Distributed Systems
Retry amplification: code reading
Retry bugs hide in code that looks correct in a unit test and detonates under a real outage. Read each snippet, predict how it behaves when the dependency is down, and choose the fix a senior makes first.
Practise the loop you run on every retry config: read the backoff, the budget, and the call graph; predict the fan-out under failure; and reach for the highest-leverage fix before adding more retries.

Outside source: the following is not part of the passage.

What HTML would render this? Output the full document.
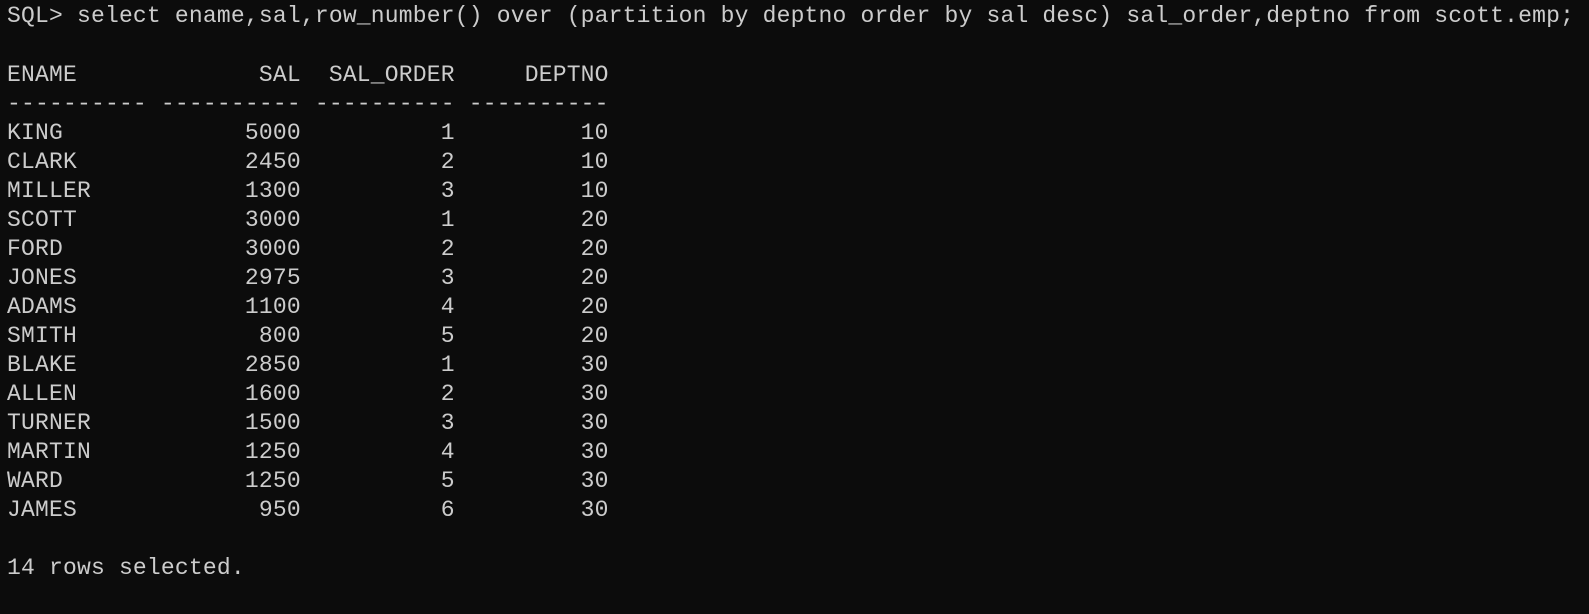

Snippet 1 — the backoff that does not jitter
func callWithRetry(ctx context.Context, fn func() error) error {
base := 100 * time.Millisecond
var err error
for attempt := 0; attempt < 5; attempt++ {
if err = fn(); err == nil {
return nil
}
// exponential, but no jitter
sleep := base * time.Duration(1<<attempt) // 100, 200, 400, 800, 1600 ms
time.Sleep(sleep)
}
return err
}
10,000 clients all call this against a dependency that just blipped. What goes wrong, and what is the one-line fix?
Snippet 2 — the retry budget
// token-bucket retry budget: retries may consume at most ~10% of request volume
type RetryBudget struct {
mu sync.Mutex
tokens float64
}
func (b *RetryBudget) OnRequest() { b.mu.Lock(); b.tokens += 0.1; b.mu.Unlock() } // +0.1 per request
func (b *RetryBudget) TryRetry() bool {
b.mu.Lock(); defer b.mu.Unlock()
if b.tokens >= 1 {
b.tokens -= 1 // each retry costs 1 token
return true
}
return false // budget exhausted: fail fast, do not retry
}
The dependency is fully down: every request fails. What is the steady-state retry rate this budget allows, and what does that achieve?
Snippet 3 — nested retries
// data layer
func (d *DataLayer) Read(ctx context.Context, k string) (V, error) {
return retry(3, func() (V, error) { return d.pool.Read(ctx, k) }) // retries 3x
}
// service layer
func (s *Service) Get(ctx context.Context, k string) (V, error) {
return retry(3, func() (V, error) { return s.data.Read(ctx, k) }) // retries 3x, calling the above
}
// gateway
func (g *Gateway) Handle(ctx context.Context, k string) (V, error) {
return retry(3, func() (V, error) { return g.svc.Get(ctx, k) }) // retries 3x, calling the above
}
For one request that fails at the pool, how many calls hit the connection pool, and what is the correct structural fix?
Snippet 4 — the half-open breaker
func (b *Breaker) Call(fn func() error) error {
switch b.state {
case Open:
if time.Since(b.openedAt) < b.cooldown {
return ErrOpen // fail fast, no network call
}
b.state = HalfOpen // cooldown elapsed: allow probes
fallthrough
case HalfOpen:
err := fn()
if err != nil {
b.state = Open; b.openedAt = time.Now() // probe failed: re-open
return err
}
b.state = Closed // probe succeeded: resume normal traffic
return nil
default: // Closed
return b.trackFailures(fn)
}
}
In the HalfOpen state this code lets every concurrent caller through at once. Under a busy service, why is that dangerous and what is the fix?
Every retry incident is read in the code: backoff without jitter re-synchronizes the herd (full jitter is the one-line fix); a token-bucket retry budget converts unbounded amplification into a ~10% ceiling; nested retries at N layers multiply to retries^N (retry at one layer, propagate elsewhere); and a half-open breaker must admit a single probe, not a flood. Predict the fan-out under failure, fix the structure, then re-test under the same synchronized load.